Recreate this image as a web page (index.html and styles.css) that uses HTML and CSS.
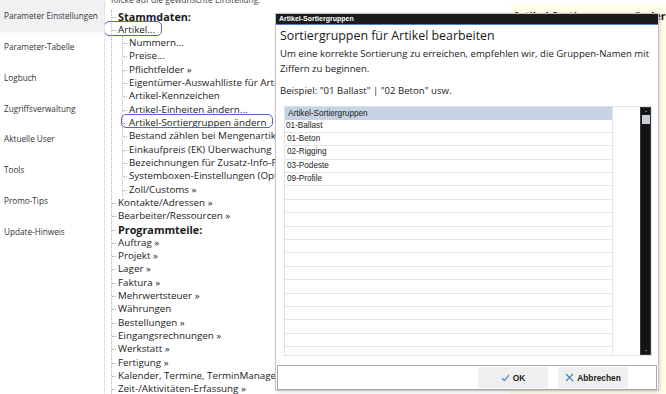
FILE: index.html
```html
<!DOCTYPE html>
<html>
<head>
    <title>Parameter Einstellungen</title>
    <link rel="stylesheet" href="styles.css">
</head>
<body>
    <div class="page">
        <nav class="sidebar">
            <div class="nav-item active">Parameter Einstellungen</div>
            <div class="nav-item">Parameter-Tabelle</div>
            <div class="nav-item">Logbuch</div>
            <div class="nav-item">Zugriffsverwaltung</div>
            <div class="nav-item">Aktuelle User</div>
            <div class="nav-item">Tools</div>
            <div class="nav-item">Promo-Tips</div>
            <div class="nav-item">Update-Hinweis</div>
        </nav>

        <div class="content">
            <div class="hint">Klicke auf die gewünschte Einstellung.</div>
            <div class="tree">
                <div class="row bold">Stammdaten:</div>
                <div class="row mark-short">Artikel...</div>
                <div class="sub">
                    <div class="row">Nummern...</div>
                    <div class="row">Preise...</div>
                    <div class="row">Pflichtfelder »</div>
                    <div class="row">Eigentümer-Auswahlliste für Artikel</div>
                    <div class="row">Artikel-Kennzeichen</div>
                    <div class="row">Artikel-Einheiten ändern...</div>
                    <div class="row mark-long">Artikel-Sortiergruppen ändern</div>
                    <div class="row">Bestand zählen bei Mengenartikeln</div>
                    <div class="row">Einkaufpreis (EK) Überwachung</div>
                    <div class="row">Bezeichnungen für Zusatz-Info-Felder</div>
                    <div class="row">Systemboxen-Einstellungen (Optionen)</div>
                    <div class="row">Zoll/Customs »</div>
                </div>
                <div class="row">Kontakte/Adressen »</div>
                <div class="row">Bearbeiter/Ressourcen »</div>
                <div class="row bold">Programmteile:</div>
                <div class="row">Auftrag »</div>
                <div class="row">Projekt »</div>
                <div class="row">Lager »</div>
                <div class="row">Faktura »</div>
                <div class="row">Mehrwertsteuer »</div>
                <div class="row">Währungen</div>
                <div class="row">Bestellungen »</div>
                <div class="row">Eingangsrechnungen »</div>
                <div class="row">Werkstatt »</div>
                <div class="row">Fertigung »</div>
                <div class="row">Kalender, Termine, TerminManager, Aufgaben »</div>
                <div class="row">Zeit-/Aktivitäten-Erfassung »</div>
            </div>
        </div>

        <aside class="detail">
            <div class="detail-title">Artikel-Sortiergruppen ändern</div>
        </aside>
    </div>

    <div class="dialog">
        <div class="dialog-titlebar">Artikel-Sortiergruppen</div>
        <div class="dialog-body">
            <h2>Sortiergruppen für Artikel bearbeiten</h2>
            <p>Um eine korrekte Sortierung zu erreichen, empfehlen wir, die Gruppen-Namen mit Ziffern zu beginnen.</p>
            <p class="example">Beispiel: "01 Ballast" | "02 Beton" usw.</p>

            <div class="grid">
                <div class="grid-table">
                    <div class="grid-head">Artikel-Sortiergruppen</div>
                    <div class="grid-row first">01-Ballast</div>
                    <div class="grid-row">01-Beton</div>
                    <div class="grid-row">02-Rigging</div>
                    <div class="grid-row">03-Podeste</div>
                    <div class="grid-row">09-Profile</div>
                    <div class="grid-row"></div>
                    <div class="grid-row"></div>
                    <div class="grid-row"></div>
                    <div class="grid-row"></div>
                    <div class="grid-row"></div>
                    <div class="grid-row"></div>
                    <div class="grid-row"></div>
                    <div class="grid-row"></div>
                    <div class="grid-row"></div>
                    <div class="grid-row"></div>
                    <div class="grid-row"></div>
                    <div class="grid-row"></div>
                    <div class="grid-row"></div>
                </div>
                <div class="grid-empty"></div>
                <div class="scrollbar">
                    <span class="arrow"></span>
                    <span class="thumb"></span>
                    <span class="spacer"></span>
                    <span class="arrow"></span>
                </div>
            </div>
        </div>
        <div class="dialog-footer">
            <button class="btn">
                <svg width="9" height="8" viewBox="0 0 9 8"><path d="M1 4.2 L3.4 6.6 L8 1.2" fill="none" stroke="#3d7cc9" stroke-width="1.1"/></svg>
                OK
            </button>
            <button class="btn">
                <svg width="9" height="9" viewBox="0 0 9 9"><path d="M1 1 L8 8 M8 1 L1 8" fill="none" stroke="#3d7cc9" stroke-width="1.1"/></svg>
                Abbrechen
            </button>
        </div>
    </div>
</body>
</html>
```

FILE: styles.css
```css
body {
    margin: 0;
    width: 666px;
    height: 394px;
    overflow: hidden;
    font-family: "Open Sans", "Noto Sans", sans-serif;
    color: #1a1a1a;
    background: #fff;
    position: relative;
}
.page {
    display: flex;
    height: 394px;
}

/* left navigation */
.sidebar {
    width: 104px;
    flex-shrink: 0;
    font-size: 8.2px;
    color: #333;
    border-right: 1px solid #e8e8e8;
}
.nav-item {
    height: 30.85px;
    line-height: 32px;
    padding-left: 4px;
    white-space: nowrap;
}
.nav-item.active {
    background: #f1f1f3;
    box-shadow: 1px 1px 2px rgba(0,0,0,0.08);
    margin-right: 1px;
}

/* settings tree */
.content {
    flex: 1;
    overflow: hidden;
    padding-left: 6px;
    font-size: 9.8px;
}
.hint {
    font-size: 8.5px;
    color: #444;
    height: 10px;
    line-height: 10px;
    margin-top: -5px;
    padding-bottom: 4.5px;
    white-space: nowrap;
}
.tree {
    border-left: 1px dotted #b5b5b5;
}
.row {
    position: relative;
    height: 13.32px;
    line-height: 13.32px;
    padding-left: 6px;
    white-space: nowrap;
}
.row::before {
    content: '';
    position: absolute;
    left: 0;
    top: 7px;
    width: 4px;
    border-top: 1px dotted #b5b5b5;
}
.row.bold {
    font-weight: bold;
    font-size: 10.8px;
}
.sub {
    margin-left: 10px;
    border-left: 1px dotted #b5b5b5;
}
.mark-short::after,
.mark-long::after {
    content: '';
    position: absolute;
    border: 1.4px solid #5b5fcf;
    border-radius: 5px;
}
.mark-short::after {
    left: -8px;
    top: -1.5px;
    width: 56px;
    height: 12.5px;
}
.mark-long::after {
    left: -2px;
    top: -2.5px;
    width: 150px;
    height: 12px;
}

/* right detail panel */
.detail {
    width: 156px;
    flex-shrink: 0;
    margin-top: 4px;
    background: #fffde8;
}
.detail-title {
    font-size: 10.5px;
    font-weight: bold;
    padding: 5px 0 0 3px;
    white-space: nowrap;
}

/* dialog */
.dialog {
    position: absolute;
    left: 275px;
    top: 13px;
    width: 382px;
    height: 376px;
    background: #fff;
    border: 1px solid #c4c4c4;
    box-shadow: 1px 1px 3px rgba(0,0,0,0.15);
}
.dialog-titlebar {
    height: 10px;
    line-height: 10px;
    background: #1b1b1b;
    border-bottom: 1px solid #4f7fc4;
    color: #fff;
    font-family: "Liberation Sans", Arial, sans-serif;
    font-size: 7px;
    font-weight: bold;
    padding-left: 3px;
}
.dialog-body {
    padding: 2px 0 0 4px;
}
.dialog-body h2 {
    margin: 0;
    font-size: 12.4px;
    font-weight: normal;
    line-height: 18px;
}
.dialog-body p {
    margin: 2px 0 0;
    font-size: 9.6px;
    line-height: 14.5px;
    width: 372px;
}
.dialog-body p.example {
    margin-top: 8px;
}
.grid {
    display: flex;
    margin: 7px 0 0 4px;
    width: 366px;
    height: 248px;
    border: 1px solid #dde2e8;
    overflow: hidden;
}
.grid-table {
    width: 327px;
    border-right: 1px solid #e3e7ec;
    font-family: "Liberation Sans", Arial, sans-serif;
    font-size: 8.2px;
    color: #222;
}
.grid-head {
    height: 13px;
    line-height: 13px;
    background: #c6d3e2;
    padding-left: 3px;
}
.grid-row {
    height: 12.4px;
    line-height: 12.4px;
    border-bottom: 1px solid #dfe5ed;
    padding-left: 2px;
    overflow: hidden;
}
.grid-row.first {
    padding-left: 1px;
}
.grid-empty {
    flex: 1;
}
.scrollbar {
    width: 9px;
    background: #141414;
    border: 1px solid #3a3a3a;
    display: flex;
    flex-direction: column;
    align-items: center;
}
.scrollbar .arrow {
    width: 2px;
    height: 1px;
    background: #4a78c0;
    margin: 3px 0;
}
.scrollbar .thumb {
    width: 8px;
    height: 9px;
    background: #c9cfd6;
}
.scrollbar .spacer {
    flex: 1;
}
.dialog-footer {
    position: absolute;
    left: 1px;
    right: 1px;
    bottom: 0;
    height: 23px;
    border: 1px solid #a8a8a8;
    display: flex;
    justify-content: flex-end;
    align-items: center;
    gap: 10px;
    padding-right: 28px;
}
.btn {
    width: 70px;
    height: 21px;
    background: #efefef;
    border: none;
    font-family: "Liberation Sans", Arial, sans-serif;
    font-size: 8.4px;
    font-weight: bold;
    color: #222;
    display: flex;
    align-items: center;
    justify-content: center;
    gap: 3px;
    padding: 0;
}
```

### Your task
Each line of the material above either contains the word "page" or does not; state how many do, and nothing else.

### Finished exercise
3